At the code level, the vulnerability typically looks like this: the endpoint handler receives the request body, passes it directly to an ORM update method (e.g., User.update(req.body) or Object.assign(user, req.body)), and saves the result. The ORM dutifully updates every field present in the request body, including the attacker-supplied role and credits fields. Without an explicit allow-list of updateable fields, the ORM has no way to distinguish between legitimate and malicious field updates.

Advanced mass assignment exploitation includes modifying foreign key relationships to reassign resources between accounts (changing organizationId to move resources to an attacker-controlled organization), setting timestamp fields to manipulate audit trails, modifying nested object properties in APIs that support deep object binding, and exploiting polymorphic associations to change object types. In APIs that use JSON Merge Patch (RFC 7396), attackers can also null out security-critical fields by sending {"securityFlag": null}.

• Privilege escalation by modifying role or permission fields, allowing regular users to gain administrative access
• Financial manipulation by altering pricing, credit, or balance fields in e-commerce, billing, or financial applications
• Account takeover by modifying email or phone number fields used for password recovery without proper verification
• Bypassing business logic by modifying status, verification, or approval fields that gate access to features or content
• Data integrity compromise by modifying ownership or association fields that control resource access and tenant isolation
• Audit trail manipulation by modifying timestamp or audit fields to conceal malicious activity

1. Implement explicit allow-lists (also called permit-lists or strong parameters) that define exactly which request body fields each endpoint will process. Reject or ignore any fields not in the allow-list. Never use deny-lists as they fail to protect against newly added model properties.
2. Use Data Transfer Objects (DTOs) or request schema validation to strictly define the shape of accepted input for each endpoint. Libraries like Zod, Joi, class-validator, or Pydantic provide runtime type validation that rejects requests with unexpected properties.
3. Separate read models from write models: the object schema returned by GET endpoints should not dictate which fields are writable on PUT/PATCH endpoints. Define distinct input and output schemas for each endpoint in your OpenAPI specification.
4. Configure your ORM or data access layer to use explicit field assignments rather than mass assignment. In Rails, use strong parameters; in Django, use serializer fields; in Sequelize/TypeORM, specify updateable fields explicitly in update operations.
5. Implement pre-save hooks or middleware that validate field modifications against business rules. Security-critical fields (role, permissions, ownership) should only be modifiable through dedicated administrative endpoints with appropriate authorization checks.
6. Add automated testing that sends requests with additional properties (role, isAdmin, balance, etc.) to every writable endpoint and verifies these properties are not persisted. Include these tests in your CI/CD pipeline.
7. Enable strict mode in your JSON schema validation to reject requests containing properties not defined in the schema (additionalProperties: false in JSON Schema).
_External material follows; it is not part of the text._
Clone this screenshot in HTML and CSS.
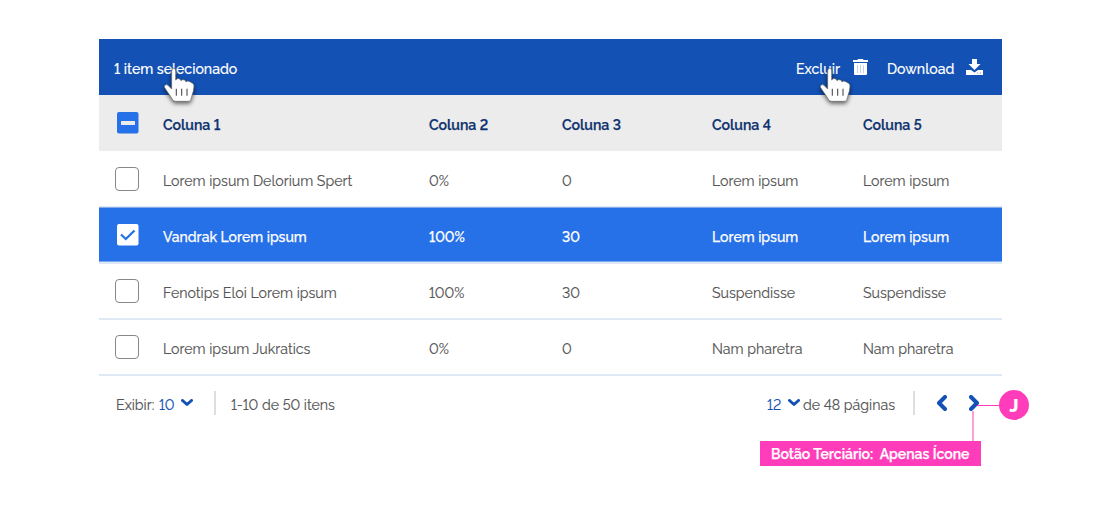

Start by documenting all writable API endpoints (POST, PUT, PATCH) and their expected input schemas. For each endpoint, capture a normal request and examine the response to identify all properties of the target object. Create an augmented request that includes every property from the response object, setting security-sensitive fields to attacker-advantageous values (e.g., "role": "admin", "isVerified": true, "balance": 999999).

Use Burp Suite's Intruder or a custom script to systematically test mass assignment across all writable endpoints. For each endpoint, send the augmented request and then retrieve the object via a GET request to verify whether any of the additional properties were persisted. Tools like Param Miner can help discover hidden parameters that the API accepts but does not document. For GraphQL APIs, test mutation inputs with additional fields discovered through schema introspection.

Automate mass assignment testing by generating test cases from your OpenAPI specification. For each writable endpoint, extract the response schema to identify all model properties, then generate test requests that include non-writable properties. Use property-based testing frameworks like Hypothesis (Python) or fast-check (TypeScript) to generate random combinations of additional fields. Integrate these tests into your CI/CD pipeline to catch regressions when new model properties are added without corresponding input validation updates.